>> start

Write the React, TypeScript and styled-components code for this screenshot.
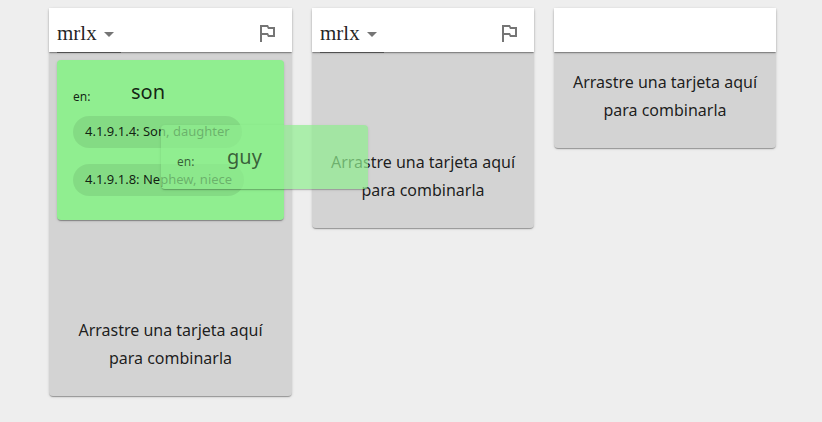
import React from "react";
import styled, { createGlobalStyle } from "styled-components";

const GlobalStyle = createGlobalStyle`
  * { box-sizing: border-box; }
  body {
    margin: 0;
    background: #eeeeee;
    color: rgba(0, 0, 0, 0.87);
    font-family: "Noto Sans", "Open Sans", sans-serif;
    font-size: 16px;
  }
`;

const elevation = `
  box-shadow: 0 2px 1px -1px rgba(0, 0, 0, 0.2),
    0 1px 1px 0 rgba(0, 0, 0, 0.14),
    0 1px 3px 0 rgba(0, 0, 0, 0.12);
`;

const Board = styled.main`
  position: relative;
  display: grid;
  grid-template-columns: 243fr 222fr 222fr;
  align-items: start;
  gap: 20px;
  padding: 8px 46px 24px 49px;
`;

const Column = styled.section`
  background: #d3d3d3;
  border-radius: 4px;
  ${elevation}
`;

const Header = styled.header`
  display: flex;
  justify-content: space-between;
  height: 44px;
  padding: 0 8px;
  background: #ffffff;
  ${elevation}
`;

const SelectField = styled.label`
  display: grid;
  width: 64px;
  box-shadow: 0 1px 0 #505050;

  > * { grid-area: 1 / 1; }
`;

const Select = styled.select`
  appearance: none;
  width: 100%;
  padding: 5px 24px 0 0;
  border: 0;
  border-radius: 0;
  background: transparent;
  color: rgba(0, 0, 0, 0.87);
  font-family: "Liberation Serif", serif;
  font-size: 21px;
  outline: none;
`;

const Arrow = styled.svg`
  width: 24px;
  height: 24px;
  margin-top: 14px;
  justify-self: end;
  fill: #757575;
  pointer-events: none;
`;

const IconButton = styled.button`
  align-self: end;
  display: flex;
  padding: 5px;
  margin-bottom: 2px;
  border: 0;
  background: transparent;
  color: #757575;

  svg {
    width: 24px;
    height: 24px;
    fill: currentColor;
  }
`;

const Card = styled.article`
  margin: 8px 8px 0;
  padding: 16px 16px 24px;
  border-radius: 4px;
  background: #90ee90;
  ${elevation}
`;

const DraggedCard = styled(Card)`
  position: absolute;
  left: 161px;
  top: 125px;
  width: 207px;
  height: 64px;
  margin: 0;
  padding: 16px;
  opacity: 0.7;
`;

const Gloss = styled.div<{ $labelWidth: number }>`
  display: grid;
  grid-template-columns: ${({ $labelWidth }) => $labelWidth}px 1fr;
  align-items: end;
  height: 32px;
`;

const Language = styled.span`
  font-size: 12px;
  line-height: 22px;
`;

const Word = styled.span`
  font-size: 20px;
  line-height: 32px;
`;

const Domains = styled.ul`
  display: grid;
  justify-items: start;
  gap: 16px;
  margin: 8px 0 0;
  padding: 0;
  list-style: none;
`;

const Chip = styled.li`
  height: 32px;
  padding: 0 12px;
  border-radius: 16px;
  background: rgba(0, 0, 0, 0.08);
  font-size: 13px;
  line-height: 30px;
  white-space: nowrap;
`;

const DropSlot = styled.div`
  height: 80px;
`;

const Hint = styled.p`
  margin: 0;
  padding: 16px 16px 24px;
  line-height: 28px;
  text-align: center;
`;

function WordHeader() {
  return (
    <Header>
      <SelectField>
        <Select aria-label="Vernáculo" defaultValue="mrlx">
          <option value="mrlx">mrlx</option>
        </Select>
        <Arrow viewBox="0 0 24 24" aria-hidden="true">
          <path d="M7 10l5 5 5-5z" />
        </Arrow>
      </SelectField>
      <IconButton type="button" aria-label="Marcar">
        <svg viewBox="0 0 24 24" aria-hidden="true">
          <path d="M14 6l-1-2H5v17h2v-7h5l1 2h7V6h-6zm4 8h-4l-1-2H7V6h5l1 2h5v6z" />
        </svg>
      </IconButton>
    </Header>
  );
}

function DropHint() {
  return (
    <Hint>
      Arrastre una tarjeta aquí
      <br />
      para combinarla
    </Hint>
  );
}

const domains = ["4.1.9.1.4: Son, daughter", "4.1.9.1.8: Nephew, niece"];

export default function App() {
  return (
    <>
      <GlobalStyle />
      <Board>
        <Column>
          <WordHeader />
          <Card>
            <Gloss $labelWidth={58}>
              <Language>en:</Language>
              <Word>son</Word>
            </Gloss>
            <Domains>
              {domains.map((domain) => (
                <Chip key={domain}>{domain}</Chip>
              ))}
            </Domains>
          </Card>
          <DropSlot />
          <DropHint />
        </Column>
        <Column>
          <WordHeader />
          <DropSlot />
          <DropHint />
        </Column>
        <Column>
          <Header />
          <DropHint />
        </Column>
        <DraggedCard>
          <Gloss $labelWidth={50}>
            <Language>en:</Language>
            <Word>guy</Word>
          </Gloss>
        </DraggedCard>
      </Board>
    </>
  );
}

>> end

Written exercise:
Show, from the material above, each line that includes the string "React".

Task solution:
Write the React, TypeScript and styled-components code for this screenshot.
import React from "react";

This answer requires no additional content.